If you do, then start with the basics - take the plug wire off #1 and hold it near the engine block (or lay it so the connector is really close to the block, and have someone crank the engine. If it sparks, you know you have spark. A spark tester doesn't always tell you if you have a strong spark - it should be a nice, fat blue/white shot. So.. spark check - check!

Fuel delivery: you shouldn't have anything squirting into the primaries at startup. What kind of carburetor? Typically there is an enrichment circuit (choke) on most. Like Pog mentioned, try a little starter fluid. If you have an air leak anywhere, it won't start.

Some good reading here: https://www.teambuick.com/community/index.php?threads/ignition-timing-help.28608/ and read through some posts at v8buick.com


So...progress on Saturday! I checked all the wires again (correct order) and then tried Rick's advice (thanks Rick!) about having someone (my wife) turn the key while I slowly advanced the distributor from 0TDC back to 10BTDC. Nothing. So I pulled the distributor and indexed the rotor 180d and tried it again. Nope. I was pretty sure the rotor had been correct before, so I rotated it back 180d and tried again. VROOM! Whoa! Ok, lock it down around 5BTDC. Of course, as soon as it starts it revs north of 3000rpm, so I obviously have some carb tuning to do...once I find a mechanic who can tune a carb and do house calls!

Now, WHAT was the secret? Not spark. Fuel. As in carb tuning. I could always smell gas in the carb after starting attempts and I could SEE fuel squirting into the carb if I pulled the air cleaner, opened the primaries , and pumped the throttle linkage manually. But was it ENOUGH fuel? Probably not. WHY do I think this? Because between each attempt at starting I would give the throttle 3-4 pumps. After about 5-6 starting attempts, that fuel adds up. Remember, this engine has been dry for 15+ YEARS. (yeah, it may sound like I'm lecturing YOU guys, but this is just the lecture MY brain gave ME afterwards...LOL).

It would start "reliably" after the first time it fired. I don't have video of the FIRST time since my wife/videographer was turning the key up front. I'm also not sharing the video of the second time when she was running the camera while standing at the back end and getting pelted by rust from the glass packs - it just ends with video of the shop floor and audio of her yelling at me for not warning her how LOUD the engine would be (an engine I have NEVER heard run)...silly me. LOL The third time it started has no video since she was inside getting ear protection. But here is the fourth time it started:



Honorary Admin
Cool! At least you got it to turn over and fire. Carb tuning is simple - do your reading. If I can do it, anyone can do it. What may have happened is that the float bowls hadn't filled up yet. You were getting gas, just not a full flow from the idle circuits. For the fast idle - take the throttle cable off and fire it over and see where it sits. It may race or it may not idle at all. Chances are the throttle return isn't "returning" enough.

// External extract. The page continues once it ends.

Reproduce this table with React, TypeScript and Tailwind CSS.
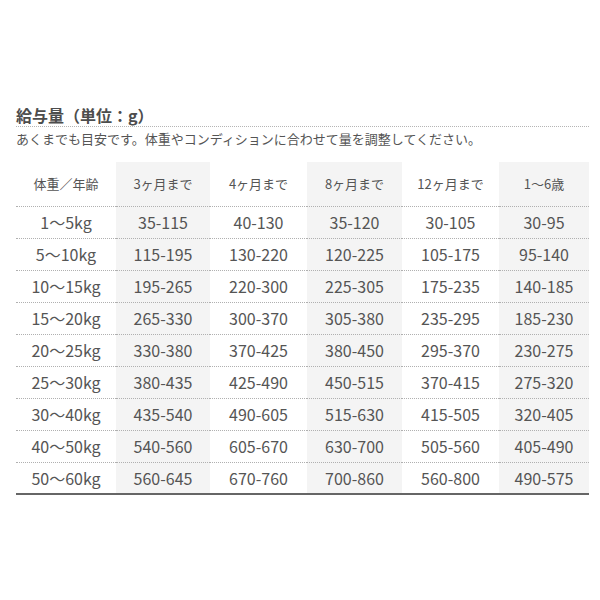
import React from "react";

const headers = ["体重／年齢", "3ヶ月まで", "4ヶ月まで", "8ヶ月まで", "12ヶ月まで", "1〜6歳"];
const rows = [
  ["1〜5kg", "35-115", "40-130", "35-120", "30-105", "30-95"],
  ["5〜10kg", "115-195", "130-220", "120-225", "105-175", "95-140"],
  ["10〜15kg", "195-265", "220-300", "225-305", "175-235", "140-185"],
  ["15〜20kg", "265-330", "300-370", "305-380", "235-295", "185-230"],
  ["20〜25kg", "330-380", "370-425", "380-450", "295-370", "230-275"],
  ["25〜30kg", "380-435", "425-490", "450-515", "370-415", "275-320"],
  ["30〜40kg", "435-540", "490-605", "515-630", "415-505", "320-405"],
  ["40〜50kg", "540-560", "605-670", "630-700", "505-560", "405-490"],
  ["50〜60kg", "560-645", "670-760", "700-860", "560-800", "490-575"],
];

const widths = ["w-[100px]", "w-[94px]", "w-[97px]", "w-[95px]", "w-[97px]", "w-[90px]"];

export default function App() {
  return (
    <div
      className="w-[600px] h-[600px] bg-white pl-[16px] pr-[11px] pt-[105px] text-[#555]"
      style={{ fontFamily: '"Noto Sans CJK JP", "Noto Sans", sans-serif' }}
    >
      <div className="h-[22px] leading-[20px] text-[16px] font-bold text-[#4d4d4d] border-b border-dotted border-[#b5b5b5]">
        給与量（単位：g）
      </div>
      <div className="mt-[2px] leading-[20px] text-[13px] text-[#555]">
        あくまでも目安です。体重やコンディションに合わせて量を調整してください。
      </div>
      <table className="mt-[13px] w-[573px] table-fixed border-collapse">
        <colgroup>
          {widths.map((w, i) => (
            <col key={i} className={w} />
          ))}
        </colgroup>
        <thead>
          <tr className="h-[44px] border-b border-dotted border-[#b0b0b0]">
            {headers.map((h, i) => (
              <th
                key={i}
                className={`p-0 text-center text-[13px] font-normal text-[#555] ${i % 2 === 1 ? "bg-[#f4f4f4]" : ""}`}
              >
                {h}
              </th>
            ))}
          </tr>
        </thead>
        <tbody>
          {rows.map((r, ri) => (
            <tr
              key={ri}
              className={
                ri === rows.length - 1
                  ? "h-[32px] border-b-2 border-solid border-[#666]"
                  : "h-[32px] border-b border-dotted border-[#b0b0b0]"
              }
            >
              {r.map((c, ci) => (
                <td
                  key={ci}
                  className={`p-0 text-center text-[16px] leading-[30px] text-[#555] ${ci % 2 === 1 ? "bg-[#f4f4f4]" : ""}`}
                >
                  {c}
                </td>
              ))}
            </tr>
          ))}
        </tbody>
      </table>
    </div>
  );
}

Hello April! I took 6 months off to hibernate and now that Spring is around the corner, it's time to work on the car again!

After firing up the engine last fall and almost going deaf, I decided that new mufflers were in order. Unfortunately for me, a previous owner had welded my entire Franken-Exhaust system into one piece, so that means I have to remove the whole thing to work on it. In preperation of removing the exhaust flange to manifold bolts, I spent last week spraying penetrating oil on the bolts every evening. I'm sure they'll back out after 20+ years. (Yeah, some of you know where I'm going with this...don't spoil the surprise!) Today was the day and after fitting the wrench to the bolt heads, I gave them a quick twist and the exhaust fell right off! Hint...those are NOT nuts in the pic...


Raise your hand if you're shocked...no one? me neither. Sigh...
SO, I spent the next 2 hours drilling out the bolts. The manifold flanges now have 7/16" dia holes for some SS bolts in the future. After I weld up a new exhaust system.

Anybody have any recommendations for SHORT NARROW mufflers? The old exhaust system used straight thru glass packs and I'd like to replace them with something QUIETER.
I'm not sure though if I can fit Oval mufflers in there...



I made some mockups of the smallest "turbo-style" muffler I could find and also a traditional "glasspack". I don't like the way the turbo style looks from the side, so I guess I'll be going with glasspacks!

The turbo has either Center-Offset or Offset-Offset options.


The glasspack just had to be adjustable for length.


the jig on the wheel represents the rear tire diameter and width. easier to remove that than a whole tire!



Active member
Forgot to account for the suspension drop once the car is down on the tire and the typical angle of where one would be viewing from. I think the turbo muffler in black would practically disappear.